* _WRITTEN PROBLEM_
Give the number of lines holding the string "React", and nothing else.

### PROVIDED MATERIAL ###

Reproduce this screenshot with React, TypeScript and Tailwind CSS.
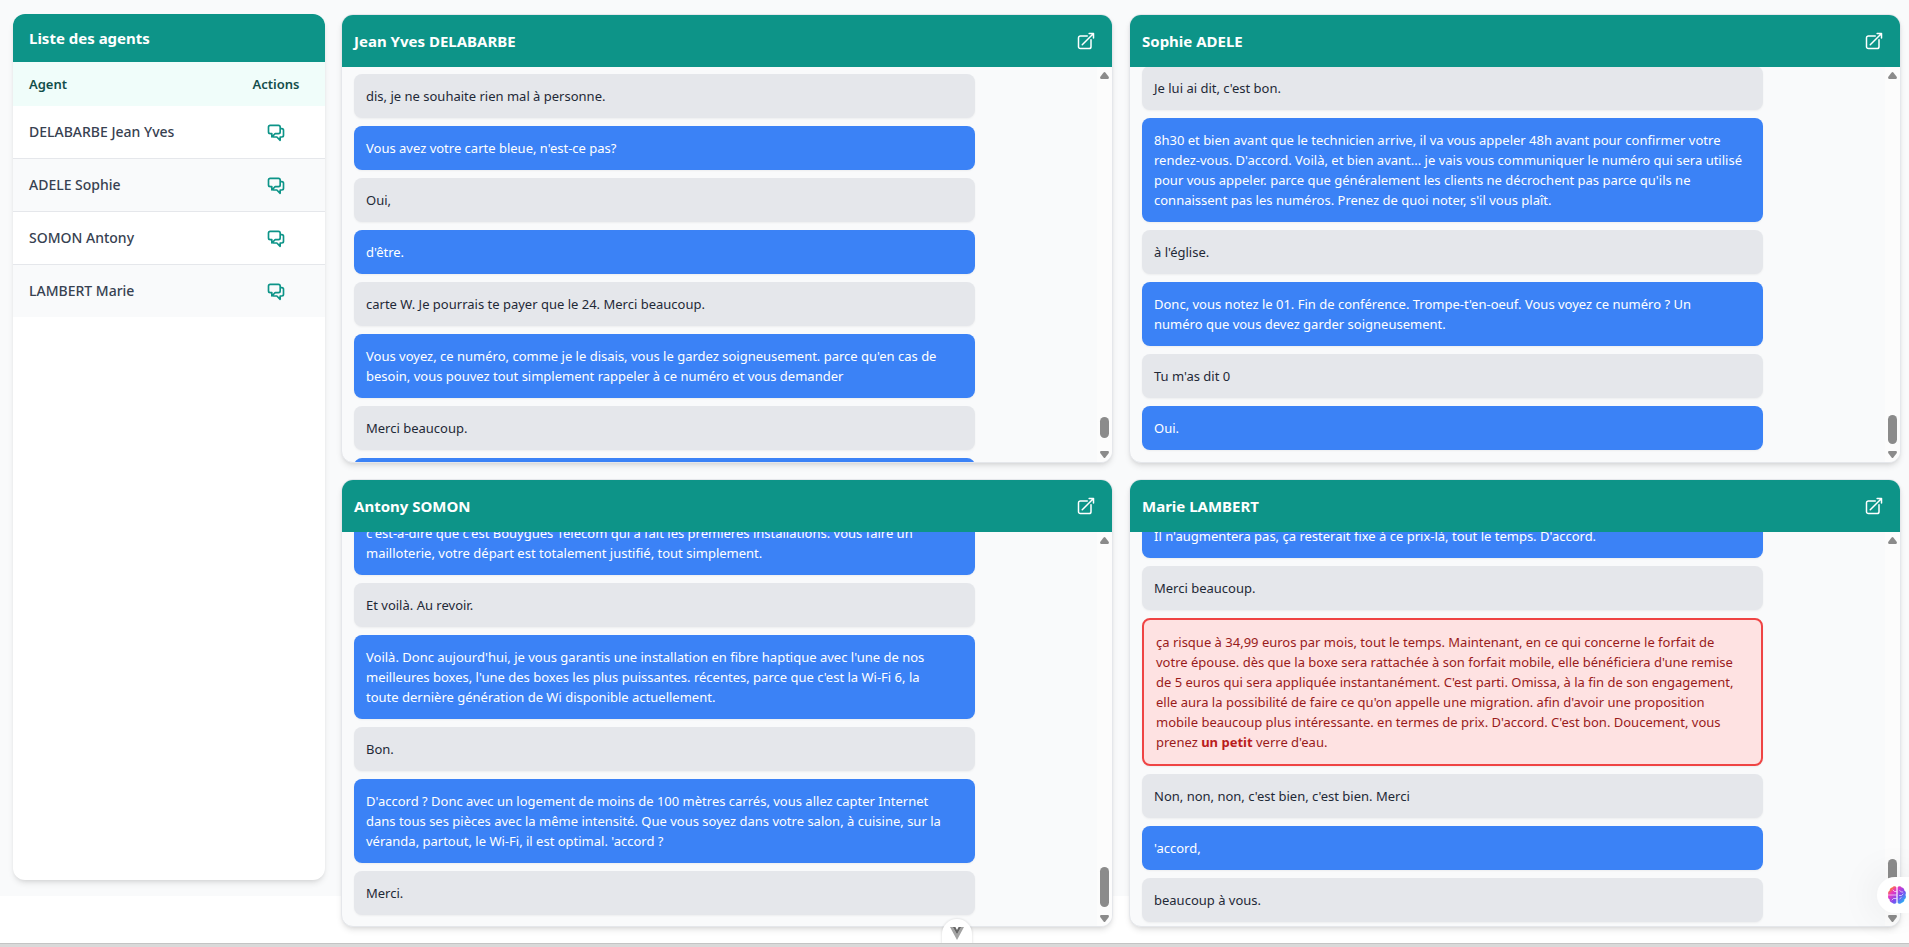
import React from "react";

type Kind = "client" | "agent" | "alert";
type Message = { kind: Kind; text: React.ReactNode };
type Chat = {
  name: string;
  position: string;
  thumb: number;
  rest: number;
  messages: Message[];
};

const agents = ["DELABARBE Jean Yves", "ADELE Sophie", "SOMON Antony", "LAMBERT Marie"];

const chats: Chat[] = [
  {
    name: "Jean Yves DELABARBE",
    position: "justify-start pt-[7px]",
    thumb: 21,
    rest: 13,
    messages: [
      { kind: "client", text: "dis, je ne souhaite rien mal à personne." },
      { kind: "agent", text: "Vous avez votre carte bleue, n'est-ce pas?" },
      { kind: "client", text: "Oui," },
      { kind: "agent", text: "d'être." },
      { kind: "client", text: "carte W. Je pourrais te payer que le 24. Merci beaucoup." },
      {
        kind: "agent",
        text: "Vous voyez, ce numéro, comme je le disais, vous le gardez soigneusement. parce qu'en cas de\nbesoin, vous pouvez tout simplement rappeler à ce numéro et vous demander",
      },
      { kind: "client", text: "Merci beaucoup." },
      { kind: "agent", text: "" },
    ],
  },
  {
    name: "Sophie ADELE",
    position: "justify-end pb-3",
    thumb: 29,
    rest: 7,
    messages: [
      { kind: "client", text: "Je lui ai dit, c'est bon." },
      {
        kind: "agent",
        text: "8h30 et bien avant que le technicien arrive, il va vous appeler 48h avant pour confirmer votre\nrendez-vous. D'accord. Voilà, et bien avant... je vais vous communiquer le numéro qui sera utilisé\npour vous appeler. parce que généralement les clients ne décrochent pas parce qu'ils ne\nconnaissent pas les numéros. Prenez de quoi noter, s'il vous plaît.",
      },
      { kind: "client", text: "à l'église." },
      {
        kind: "agent",
        text: "Donc, vous notez le 01. Fin de conférence. Trompe-t'en-oeuf. Vous voyez ce numéro ? Un\nnuméro que vous devez garder soigneusement.",
      },
      { kind: "client", text: "Tu m'as dit 0" },
      { kind: "agent", text: "Oui." },
    ],
  },
  {
    name: "Antony SOMON",
    position: "justify-end pb-[11px]",
    thumb: 40,
    rest: 8,
    messages: [
      {
        kind: "agent",
        text: "c'est-à-dire que c'est Bouygues Telecom qui a fait les premières installations. vous faire un\nmailloterie, votre départ est totalement justifié, tout simplement.",
      },
      { kind: "client", text: "Et voilà. Au revoir." },
      {
        kind: "agent",
        text: "Voilà. Donc aujourd'hui, je vous garantis une installation en fibre haptique avec l'une de nos\nmeilleures boxes, l'une des boxes les plus puissantes. récentes, parce que c'est la Wi-Fi 6, la\ntoute dernière génération de Wi disponible actuellement.",
      },
      { kind: "client", text: "Bon." },
      {
        kind: "agent",
        text: "D'accord ? Donc avec un logement de moins de 100 mètres carrés, vous allez capter Internet\ndans tous ses pièces avec la même intensité. Que vous soyez dans votre salon, à cuisine, sur la\nvéranda, partout, le Wi-Fi, il est optimal. 'accord ?",
      },
      { kind: "client", text: "Merci." },
    ],
  },
  {
    name: "Marie LAMBERT",
    position: "justify-end pb-1",
    thumb: 40,
    rest: 16,
    messages: [
      { kind: "agent", text: "Il n'augmentera pas, ça resterait fixe à ce prix-là, tout le temps. D'accord." },
      { kind: "client", text: "Merci beaucoup." },
      {
        kind: "alert",
        text: (
          <>
            {
              "ça risque à 34,99 euros par mois, tout le temps. Maintenant, en ce qui concerne le forfait de\nvotre épouse. dès que la boxe sera rattachée à son forfait mobile, elle bénéficiera d'une remise\nde 5 euros qui sera appliquée instantanément. C'est parti. Omissa, à la fin de son engagement,\nelle aura la possibilité de faire ce qu'on appelle une migration. afin d'avoir une proposition\nmobile beaucoup plus intéressante. en termes de prix. D'accord. C'est bon. Doucement, vous\nprenez "
            }
            <strong className="font-bold text-[#b91c1c]">un petit</strong> verre d'eau.
          </>
        ),
      },
      { kind: "client", text: "Non, non, non, c'est bien, c'est bien. Merci" },
      { kind: "agent", text: "'accord," },
      { kind: "client", text: "beaucoup à vous." },
    ],
  },
];

const bubble: Record<Kind, string> = {
  client: "bg-[#e5e7eb] text-[#1f2937]",
  agent: "bg-[#3b82f6] text-white",
  alert: "bg-[#fee2e2] text-[#991b1b] border-2 border-[#ef4444]",
};

function ChatIcon() {
  return (
    <svg viewBox="0 0 24 24" className="size-5" fill="none" stroke="currentColor" strokeWidth="2" strokeLinecap="round" strokeLinejoin="round" aria-hidden="true">
      <path d="M17 8h2a2 2 0 0 1 2 2v6a2 2 0 0 1-2 2h-2v4l-4-4H9a1.994 1.994 0 0 1-1.414-.586m0 0L11 14h4a2 2 0 0 0 2-2V6a2 2 0 0 0-2-2H5a2 2 0 0 0-2 2v6a2 2 0 0 0 2 2h2v4l.586-.586Z" />
    </svg>
  );
}

function OpenIcon() {
  return (
    <svg viewBox="0 0 24 24" className="size-5" fill="none" stroke="currentColor" strokeWidth="1.8" strokeLinecap="round" strokeLinejoin="round" aria-hidden="true">
      <path d="M13.5 6H5.25A2.25 2.25 0 0 0 3 8.25v10.5A2.25 2.25 0 0 0 5.25 21h10.5A2.25 2.25 0 0 0 18 18.75V10.5m-10.5 6L21 3m0 0h-5.25M21 3v5.25" />
    </svg>
  );
}

function Scrollbar({ thumb, rest }: { thumb: number; rest: number }) {
  return (
    <div aria-hidden="true" className="flex w-[15px] shrink-0 flex-col items-center bg-[#fcfcfc] pt-[5px] pb-1 text-[#8b8b8b]">
      <svg viewBox="0 0 9 7" className="h-[7px] w-[9px]" fill="currentColor">
        <path d="M3.6.6Q4.5-.5 5.4.6L8.800 5Q9.200 7 8 7H1Q-.2 7 .2 5Z" />
      </svg>
      <div className="flex-1" />
      <div className="w-[9px] rounded-full bg-[#8b8b8b]" style={{ height: thumb }} />
      <div style={{ height: rest }} />
      <svg viewBox="0 0 9 7" className="h-[7px] w-[9px]" fill="currentColor">
        <path d="M3.6 6.4Q4.5 7.5 5.4 6.4L8.800 2Q9.200 0 8 0H1Q-.2 0 .2 2Z" />
      </svg>
    </div>
  );
}

function ChatPanel({ chat }: { chat: Chat }) {
  return (
    <section className="flex min-h-0 min-w-0 flex-col overflow-hidden rounded-xl border border-[#e5e7eb] bg-[#f9fafb] shadow-md">
      <header className="flex h-[52px] shrink-0 items-center justify-between bg-[#0d9488] px-3 text-white">
        <h2 className="text-[15px] leading-6 font-bold">{chat.name}</h2>
        <button type="button" aria-label={`Ouvrir ${chat.name}`} className="mr-1">
          <OpenIcon />
        </button>
      </header>
      <div className="flex min-h-0 flex-1">
        <div className={`flex min-w-0 flex-1 flex-col gap-2 overflow-hidden px-3 ${chat.position}`}>
          {chat.messages.map((m, i) => (
            <div key={i} className={`min-h-11 w-[85%] shrink-0 rounded-lg p-3 whitespace-pre-line shadow-xs ${bubble[m.kind]}`}>
              {m.text}
            </div>
          ))}
        </div>
        <Scrollbar thumb={chat.thumb} rest={chat.rest} />
      </div>
    </section>
  );
}

function Brain() {
  return (
    <svg viewBox="0 0 20 20" className="size-5" aria-hidden="true">
      <defs>
        <linearGradient id="brain" x1="0" y1="0" x2="1" y2="1">
          <stop offset=".1" stopColor="#ff8a1f" />
          <stop offset=".3" stopColor="#e935c1" />
          <stop offset=".6" stopColor="#7c4df0" />
          <stop offset=".9" stopColor="#22b8f5" />
        </linearGradient>
      </defs>
      <path
        fill="url(#brain)"
        d="M9.400 2.600v14.800C8.800 19 6.400 19.300 5.200 17.700 3.500 17.600 2.400 16.200 2.700 14.600 1 13.500.6 11.600 1.500 10 .6 8.200 1.200 6.500 2.700 5.600 2.500 3.800 3.700 2.500 5.200 2.400 6.400.7 8.800.9 9.400 2.600ZM10.600 2.600C11.200.9 13.600.7 14.800 2.400 16.300 2.500 17.500 3.800 17.300 5.600 18.800 6.500 19.400 8.200 18.500 10 19.400 11.600 19 13.500 17.300 14.600 17.600 16.200 16.500 17.600 14.800 17.700 13.600 19.300 11.200 19 10.600 17.400Z"
      />
      <path fill="none" stroke="#fff" strokeOpacity=".8" strokeWidth=".8" strokeLinecap="round" d="M9.200 6.500H7.500L6 5M2.500 10h6.700M9.200 13.500H6.500L5 15M12.800 5.500l1.500 1.500h1.500M12.500 10.500h2l1.500-1.500M12.800 14l1.300-1.500" />
    </svg>
  );
}

export default function App() {
  return (
    <div className="relative flex min-h-screen flex-col overflow-hidden bg-white font-['Noto_Sans','Open_Sans',sans-serif] text-[13px] leading-5">
      <div className="flex h-[896px] gap-4 bg-[#f9fafb] pt-3.5 pr-2 pl-[13px]">
        <aside className="mb-4 w-[312px] shrink-0 overflow-hidden rounded-xl bg-white shadow-md">
          <h1 className="flex h-12 items-center bg-[#0d9488] px-4 text-[15px] font-bold text-white">Liste des agents</h1>
          <table className="w-full border-separate border-spacing-0">
            <thead>
              <tr className="h-11 bg-[#f0fdfa] text-[#134e4a]">
                <th scope="col" className="p-0 px-4 text-left font-semibold">Agent</th>
                <th scope="col" className="w-[98px] p-0 text-center font-semibold">Actions</th>
              </tr>
            </thead>
            <tbody>
              {agents.map((a) => (
                <tr key={a} className="group h-[53px] text-[#374151] last:h-[52px] even:bg-[#f9fafb]">
                  <td className="border-b border-[#e5e7eb] p-0 px-4 text-sm font-medium group-last:border-0">{a}</td>
                  <td className="border-b border-[#e5e7eb] p-0 group-last:border-0">
                    <button type="button" aria-label={`Discussion ${a}`} className="mx-auto block text-[#0d9488]">
                      <ChatIcon />
                    </button>
                  </td>
                </tr>
              ))}
            </tbody>
          </table>
        </aside>
        <main className="grid h-[913px] min-w-0 flex-1 grid-cols-2 grid-rows-[449fr_448fr] gap-4">
          {chats.map((c) => (
            <ChatPanel key={c.name} chat={c} />
          ))}
        </main>
      </div>
      <button type="button" aria-label="Vue DevTools" className="absolute bottom-1 left-1/2 flex h-6 w-[30px] -translate-x-[13px] justify-center rounded-t-full bg-white pt-2 shadow-[0_0_2px_1px_rgba(0,0,0,0.08)]">
        <svg viewBox="0 0 14 13" className="h-[13px] w-3.5" aria-hidden="true">
          <path fill="#a3a3a3" d="M0 0h2.800L7 7.400 11.200 0H14L7 13Z" />
          <path fill="#666" d="M2.800 0h2.600L7 2.900 8.600 0h2.600L7 7.400Z" />
        </svg>
      </button>
      <button type="button" aria-label="Assistant" className="absolute right-0 bottom-[34px] flex h-9 w-8 items-center rounded-l-full bg-white pl-2.5 shadow-[0_0_40px_rgba(0,0,0,0.1)]">
        <Brain />
      </button>
      <div className="absolute inset-x-0 bottom-0 h-1 border-t border-[#c4c4c4] bg-[#d9d9d9]" />
    </div>
  );
}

###

* _TASK RESULT_
3